For Lloyd’s k-Means: AA reduces total CPU time by over 33% averaged across 120 test cases, with dynamic $m$ yielding 20–30% additional time reductions compared to static $m$ (Zhang et al., 2018).
For iteratively reweighted $\ell_1$ methods: AA achieves R-linear convergence in theory and 2× speedup over Nesterov-accelerated IRL1 in practice, without KL assumptions (Li, 12 Mar 2024).
In seismic inversion, AA yields 3–5× faster convergence than steepest descent and is competitive with L-BFGS and GMRES at equivalent memory cost (Yang, 2020).

AA is compatible with preconditioning, composite-acceleration (AA inside quasi-Newton), and stochastic settings when equipped with regularization and robust updating (e.g., moving-average smoothing in deep learning to cope with noise) (Pasini et al., 2021).
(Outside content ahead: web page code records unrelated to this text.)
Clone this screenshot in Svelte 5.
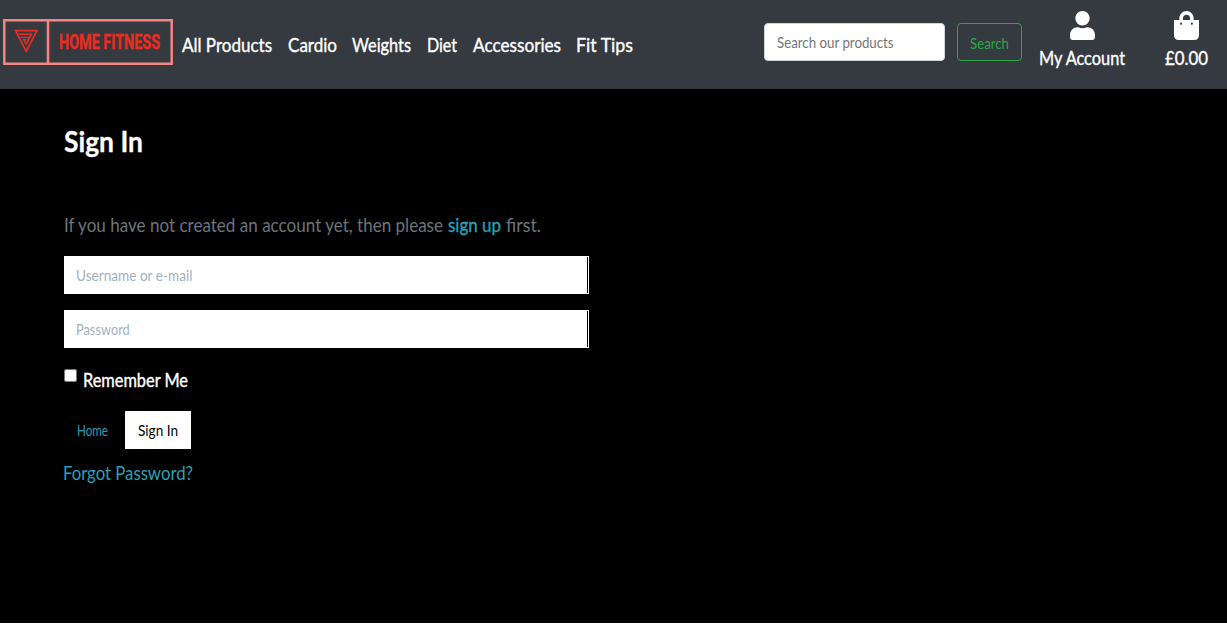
<script>
  const links = [
    ['All Products', 90],
    ['Cardio', 49],
    ['Weights', 59],
    ['Diet', 30],
    ['Accessories', 88],
    ['Fit Tips', 57]
  ];
</script>

{#snippet label(text, width, kind)}
  <svg class="label {kind}" {width} height="30">
    <text x="0" y="22" textLength={width} lengthAdjust="spacingAndGlyphs">{text}</text>
  </svg>
{/snippet}

<header>
  <svg class="logo" width="170" height="46" viewBox="0 0 170 46">
    <path d="M1.3 1.3H168.7V44.7H1.3ZM45 1V45" fill="none" stroke="#f48583" stroke-width="2.5" />
    <path d="M12.500 11.600H34L23.200 32.500Z" fill="none" stroke="#ed2c20" stroke-width="1.700" />
    <path d="M15.500 15.300H28.200L24.600 22.500" fill="none" stroke="#ed2c20" stroke-width="1.600" />
    <path d="M17.500 18.400H26.200L23.200 25L20.600 20.800H23" fill="none" stroke="#ed2c20" stroke-width="1.400" />
    <text x="56" y="30" textLength="101" lengthAdjust="spacingAndGlyphs">HOME FITNESS</text>
  </svg>
  <nav>
    {#each links as [text, width]}
      <a href="#top">{@render label(text, width, 'strong')}</a>
    {/each}
  </nav>
  <div class="field search"><input aria-label="Search" placeholder="Search our products" /></div>
  <button class="find">{@render label('Search', 39, 'small')}</button>
  <a class="tool account" href="#account">
    <svg width="25" height="29" viewBox="0 0 448 512" preserveAspectRatio="none">
      <path fill="#fff" d="M224 256c70.7 0 128-57.3 128-128S294.700 0 224 0 96 57.300 96 128s57.300 128 128 128zm89.600 32h-16.700c-22.200 10.200-46.900 16-72.900 16s-50.600-5.800-72.900-16h-16.700C60.200 288 0 348.200 0 422.400V464c0 26.500 21.500 48 48 48h352c26.500 0 48-21.500 48-48v-41.600c0-74.200-60.200-134.400-134.400-134.400z" />
    </svg>
    {@render label('My Account', 86, 'strong')}
  </a>
  <a class="tool bag" href="#bag">
    <svg width="25" height="29" viewBox="0 0 448 512" preserveAspectRatio="none">
      <path fill="#fff" d="M352 160v-32C352 57.420 294.579 0 224 0 153.420 0 96 57.420 96 128v32H0v272c0 44.183 35.817 80 80 80h288c44.183 0 80-35.817 80-80V160h-96zm-192-32c0-35.290 28.710-64 64-64s64 28.710 64 64v32H160v-32z" />
      <circle cx="128" cy="224" r="19" fill="#343a40" />
      <circle cx="320" cy="224" r="19" fill="#343a40" />
    </svg>
    {@render label('£0.00', 43, 'strong')}
  </a>
</header>

<main>
  <h1>{@render label('Sign In', 79, 'title')}</h1>
  <p>
    {@render label('If you have not created an account yet, then please', 379, 'muted')}
    <a href="#signup">{@render label('sign up', 53, 'link strong-link')}</a>
    {@render label('first.', 35, 'muted')}
  </p>
  <form>
    <div class="field login user"><input aria-label="Username" placeholder="Username or e-mail" /></div>
    <div class="field login pass"><input aria-label="Password" type="password" placeholder="Password" /></div>
    <label class="remember">
      <input type="checkbox" />
      {@render label('Remember Me', 105, 'strong')}
    </label>
    <div class="actions">
      <a href="#home">{@render label('Home', 31, 'small link')}</a>
      <button type="button" class="submit">{@render label('Sign In', 40, 'small')}</button>
    </div>
    <a class="forgot" href="#forgot">{@render label('Forgot Password?', 130, 'link')}</a>
  </form>
</main>

<style>
  :global(body) {
    margin: 0;
    background: #fff;
    font-family: Lato, sans-serif;
  }
  a {
    color: inherit;
    text-decoration: none;
  }
  svg {
    display: block;
    flex: none;
  }
  .label {
    overflow: visible;
    font-size: 20px;
    fill: currentColor;
  }
  .strong {
    color: #fff;
    stroke: #fff;
    stroke-width: 0.4px;
  }
  .small {
    font-size: 16px;
  }
  .title {
    font-size: 29px;
    color: #fff;
    stroke: #fff;
    stroke-width: 0.3px;
  }
  .muted {
    color: #6c757d;
  }
  .link {
    color: #2a9fb6;
  }
  .strong-link {
    stroke: #2a9fb6;
    stroke-width: 0.4px;
  }
  header {
    display: flex;
    box-sizing: border-box;
    height: 89px;
    padding-left: 3px;
    background: #343a40;
    align-items: flex-start;
  }
  .logo {
    margin-top: 19px;
    overflow: visible;
  }
  .logo text {
    font: 700 20.5px Roboto, sans-serif;
    fill: #ed2c20;
    stroke: #ed2c20;
    stroke-width: 0.3px;
  }
  nav {
    display: flex;
    gap: 15.7px;
    margin: 30px auto 0 9px;
  }
  .field {
    box-sizing: border-box;
    height: 38px;
    background: #fff;
    overflow: hidden;
  }
  .field input {
    display: block;
    box-sizing: border-box;
    height: 100%;
    border: 0;
    padding: 0 0 2px;
    margin-left: 12px;
    outline: 0;
    background: transparent;
    font: 16px Lato, sans-serif;
    transform: scaleX(0.83);
    transform-origin: left;
  }
  .search {
    width: 181px;
    margin-top: 23px;
    border: 1px solid #ced4da;
    border-radius: 4px;
  }
  .search input::placeholder {
    color: #757575;
  }
  button {
    box-sizing: border-box;
    height: 38px;
    padding: 0 0 1px 12px;
    background: transparent;
    font-family: inherit;
  }
  .find {
    width: 65px;
    margin: 23px 17px 0 12px;
    border: 1px solid #28a745;
    border-radius: 4px;
    color: #28a745;
  }
  .tool {
    display: flex;
    flex-direction: column;
    align-items: center;
    gap: 3px;
    padding-top: 11px;
  }
  .account {
    margin-right: 40px;
  }
  .bag {
    margin-right: 19px;
  }
  main {
    box-sizing: border-box;
    height: 534px;
    padding: 41px 64px 0;
    background: #000;
  }
  h1 {
    margin: 0;
  }
  p {
    display: flex;
    gap: 5px;
    margin: 50px 0 16px;
  }
  .login {
    width: 525px;
    margin-bottom: 16px;
    border: 1px solid #fff;
    box-shadow: inset -1px 0 #000;
  }
  .login input {
    margin-left: 11px;
  }
  .login input::placeholder {
    color: #a3b1c0;
    opacity: 1;
  }
  .pass input {
    transform: scaleX(0.8);
  }
  .user input {
    transform: scaleX(0.85);
  }
  .remember {
    display: flex;
    gap: 6px;
    margin-top: 17px;
  }
  .remember input {
    width: 13px;
    height: 13px;
    margin: 4px 0 0;
  }
  .actions {
    display: flex;
    align-items: center;
    gap: 17px;
    margin: 16px 0 9px;
    padding-left: 13px;
  }
  .actions a {
    padding-bottom: 2px;
  }
  .submit {
    width: 66px;
    padding: 0 0 2px 13px;
    border: 0;
    background: #fff;
    color: #000;
  }
  .forgot {
    display: block;
    margin-left: -1px;
  }
</style>
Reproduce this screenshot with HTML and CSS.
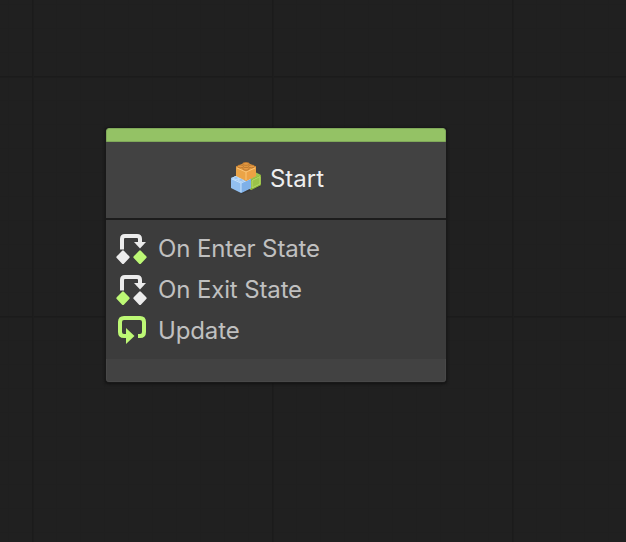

Anderson acceleration generalizes simple mixing, multisecant quasi-Newton methods, and Pulay/DIIS (direct inversion in the iterative subspace) schemes. In the linear, full-history limit, AA is algebraically equivalent to restarted or truncated GMRES and, in the SPD setting, to polynomial accelerators (e.g., Chebyshev iteration). The key theoretical distinction is that AA constructs an implicit low-memory multisecant approximation of the inverse Jacobian, enforcing all secant conditions in a single linear least-squares projection, rather than sequentially as in L-BFGS or classical Broyden updates (Saad, 15 Jul 2025, Peng et al., 2018, Chen et al., 2023).

AA is also amenable to norm modification for nonstandard spectral distributions, e.g., the use of $\mathcal{H}^{-2}$ norm in elliptic PDEs focuses acceleration on slow, smooth modes (Yang et al., 2020).

In summary, Anderson-accelerated iterations provide a simple, highly general, and powerful device for boosting convergence rates throughout numerical analysis and machine learning. The method’s low overhead, ease of implementation, and strong theoretical guarantees in the contractive regime (and, with safeguards, beyond) make it a default choice for accelerating black-box or operator-based fixed-point solvers (Saad, 15 Jul 2025, Evans et al., 2018, Li et al., 12 Oct 2024, Geist et al., 2018).